Dudeman - I don't think your post is funny
I think it's something all would-be cruisers should think about before setting sail. We've been cruising Mexico
for 3 years and 99% of cruisers are over 50. We've met 4 families with kids, two single-handers under 30, one couple in their 20's. In 3 years.
From reading the cruising magazines, I thought the ocean was teeming with adventurous younger folks taking a sabbatical to see the world by boat. Perhaps they are elsewhere, but they sure aren't in Pacific Mexico
As for the dwindling (growing?) overall number of cruisers, I have no idea. But an older local fellow on the beach yesterday here in Huatulco, Mexico said that the anchorage we are in now -- which has had 2-4 sailboats in it for the last 2 months -- used to have "lots of boats" all winter long a decade or two ago. Not sure what to make of that statement.

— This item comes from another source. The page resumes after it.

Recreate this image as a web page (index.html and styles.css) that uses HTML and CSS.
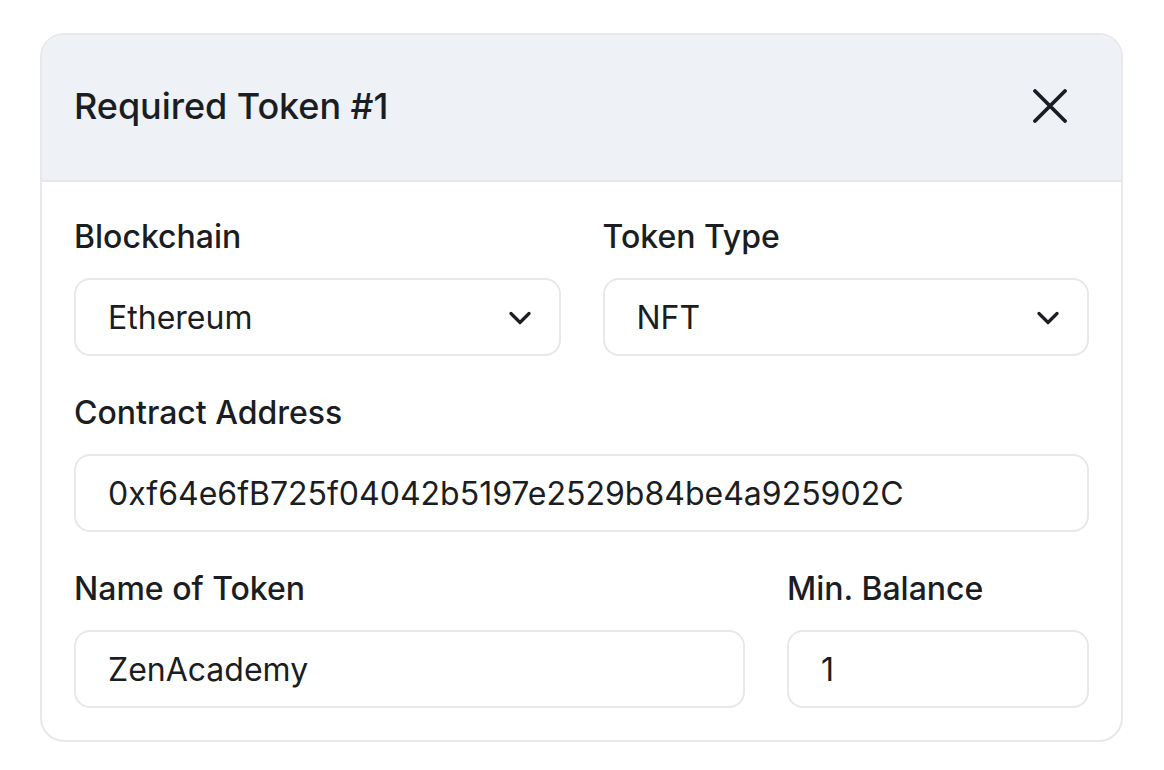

I don't know why there aren't more young people out here. But I think the reason lots of older folks try cruising for 1-3 years and then quit (in our experience that is the case for 70% of cruisers we've met), is that it is a very grubby and very challenging lifestyle.
Boats are very complicated nowadays, so keeping all the systems going can be a 20 to 40 hour a week job involving expensive parts
that are costly to ship overseas.
Perhaps more importantly, all of us cruisers spent decades living a very clean and sanitary life in the lap of luxury in a developed western nation. For a lot of us it's fun to read about other people having seafaring adventures, but the reality of being salty, sandy and smelly much of the time, sleeping on sticky sheets
and wearing the same clothes for days in a row is not all that fun.
Cruising is like tent camping. Ironically, our boat is far more sophisticated and cost three times what our truck-and-trailer RV rig did. Yet in our RV we feel like we live in a rolling condo...
The bottom line is that the whole world can be seen by other means besides a boat nowadays. There is nowhere we've cruised so far that we couldn't have gotten to by another mode of transportation, and some of our best experiences have happened inland at places we could have easily reached if we were still living in a house. Sleeping in a bed
that doesn't move and waking up to a long hot shower
is surely preferable for most folks than rocking around all night long in the swell and taking a one-gallon spritz bath.
Before we left to go south, we talked at length with every boat that was returning from a few years in Mexico, Central America
and the Caribbean
. Invariably they were returning to sell their boat after 1-4 years of cruising. They had enjoyed their cruise
, but every single
one made a statement along the lines of, "cruising is all about the boat"... It dominates the budget
and dominates your time.
Most of those cruisers we talked to wanted to return to the places they'd visited by boat -- but they wanted to fly there...
If you are passionate about boating
, fixing boats, maintaining boats and living on a boat, the cruising life is the one for you. But if you are going cruising to see new countries, experience different cultures, learn new languages, mingle with the locals and generally TRAVEL, then it is not the best way to achieve your dream...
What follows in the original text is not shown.